I would think this - I am old enough to have been on text Usenet newsgroups and dial up; but plenty of people my age seem to have collectively lost their mind.
Yes, this. I remember BBSes and USENET and unfortunately I can remember instances of people being stupid and spreading nonsense then, too. I guess what was different is that there was no monetization yet and no one trying to amplify "engagement" by making people absolutely enraged. No algorithms pushing content at you, nothing was being curated by any corporation at all at that point.
I think it was introduced more slowly and so maybe many people had some time to get inoculated - but others definitely were not successfully inoculated - I cannot tell you how many friends, relatives, co-workers that joined up later would start forwarding the absolutely dumbest emails and after I'd try to explain to them it was total bullshit, they'd learn nothing.

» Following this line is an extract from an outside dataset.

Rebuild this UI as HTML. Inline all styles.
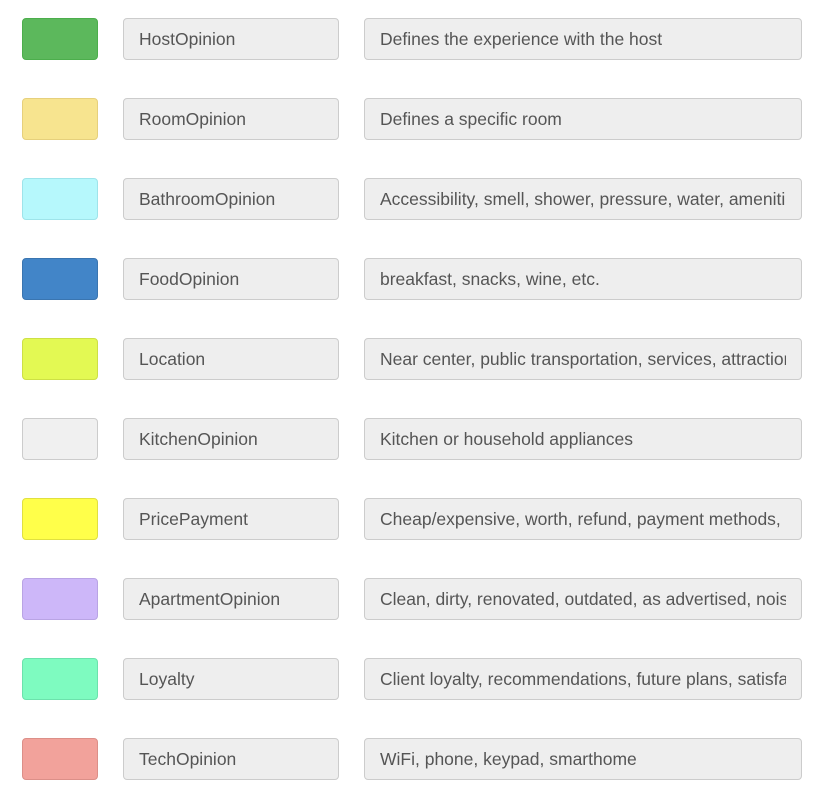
<!DOCTYPE html>
<html><head><style>
body{margin:0;background:#fff;width:832px;height:805px;overflow:hidden;font-family:"Liberation Sans",sans-serif;}
.row{position:absolute;left:0;height:42px;}
.sw{position:absolute;left:22px;top:0;width:74px;height:40px;border:1px solid #ccc;border-radius:4px;}
.box{position:absolute;top:0;height:40px;border:1px solid #ccc;border-radius:4px;background:#eee;color:#555;font-size:17.5px;line-height:40px;box-sizing:content-box;white-space:nowrap;}
.box span{position:absolute;left:15px;right:15px;top:0;overflow:hidden;}
.n{left:123px;width:214px;}
.d{left:364px;width:436px;}
</style></head><body>
<div class="row" style="top:18px"><div class="sw" style="background:#5cb85c;border-color:#4cae4c"></div><div class="box n"><span>HostOpinion</span></div><div class="box d"><span>Defines the experience with the host</span></div></div>
<div class="row" style="top:98px"><div class="sw" style="background:#f7e48f;border-color:#e6d07c"></div><div class="box n"><span>RoomOpinion</span></div><div class="box d"><span>Defines a specific room</span></div></div>
<div class="row" style="top:178px"><div class="sw" style="background:#b6f8fc;border-color:#9ee4ea"></div><div class="box n"><span>BathroomOpinion</span></div><div class="box d"><span>Accessibility, smell, shower, pressure, water, amenities</span></div></div>
<div class="row" style="top:258px"><div class="sw" style="background:#4285c8;border-color:#3a75b0"></div><div class="box n"><span>FoodOpinion</span></div><div class="box d"><span>breakfast, snacks, wine, etc.</span></div></div>
<div class="row" style="top:338px"><div class="sw" style="background:#e3f953;border-color:#cde045"></div><div class="box n"><span>Location</span></div><div class="box d"><span>Near center, public transportation, services, attractions</span></div></div>
<div class="row" style="top:418px"><div class="sw" style="background:#f0f0f0;border-color:#ccc"></div><div class="box n"><span>KitchenOpinion</span></div><div class="box d"><span>Kitchen or household appliances</span></div></div>
<div class="row" style="top:498px"><div class="sw" style="background:#ffff4a;border-color:#e0e040"></div><div class="box n"><span>PricePayment</span></div><div class="box d"><span>Cheap/expensive, worth, refund, payment methods, etc.</span></div></div>
<div class="row" style="top:578px"><div class="sw" style="background:#cdb7f9;border-color:#b9a4e4"></div><div class="box n"><span>ApartmentOpinion</span></div><div class="box d"><span>Clean, dirty, renovated, outdated, as advertised, noise</span></div></div>
<div class="row" style="top:658px"><div class="sw" style="background:#7efbc0;border-color:#6ce2ac"></div><div class="box n"><span>Loyalty</span></div><div class="box d"><span>Client loyalty, recommendations, future plans, satisfaction</span></div></div>
<div class="row" style="top:738px"><div class="sw" style="background:#f2a29b;border-color:#dc8f88"></div><div class="box n"><span>TechOpinion</span></div><div class="box d"><span>WiFi, phone, keypad, smarthome</span></div></div>
</body></html>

I just think now kids are handed a tablet and/or a phone at extremely early ages and it's not like they are easing into it, and having more of a ballast in "the analog world" as far as the amount of time spent on it; they are thrown into the deep end, with corporate interests seeking to maximize their engagement, no matter what the cost is to kids, society, our country, any of it. Now, trying to seek UNcurated content is something that someone has to even know is a thing and then actively seek out and nearly all "internet" use constitutes traffic to a few corporations, and nearly all interaction between humans is mediated by corporations.
I'm gonna claim that is millennials really hit the sweet spot of technology advancement that, like you said, forced us to learn things and think critically. Working in IT, I now have to continue to help the older generation understand computers but also teach the younger generation how to use computers. It's been tablets and mobile interfaces for a decade now, and nobody has learned how things work.
I do think the generation that's about to reach adult hood seems to be more well adjusted emotionally that any other I've experienced. A lot of schools do include basic programming courses and all do common core math, so hopefully that will be the difference maker for critical thinking. I think the 20-30 year olds right now could be the most problematic politically going forward.
Well, I sure hope that's true, but nothing about critical thinking requires any math or programming. I value both those things as well, but I don't think those skills alone are going to help us.
I seem to remember that engineers actually tend toward being right wing, so it's quite possible that a lot of them learned engineering almost as something more like a trade school and never broadened their minds at all in the process, and basically side-stepping both critical thinking and media literacy. It's been my anecdotal experience as well: going to uni, I noticed many engineers who might have excelled in a very narrow area - math, programming, engineering but utterly incapable of grasping some rather basic critical thinking concepts and who tended to be rather reactionary. In fact, many of them would try to tell me how much they loved Rush Limbaugh's radio show, as a for instance...
Schools being effective might become far more difficult in the next few years, especially if Betsy DeVos gets her claws into it again.
And isn't that the real point, after all? Effective schools (especially if they don't just treat it as a school-to-work program, but instead, teach actual critical thinking and give people the skills - and the will - to be autodidactics with an actual liberal education background) would probably mean less Republicans.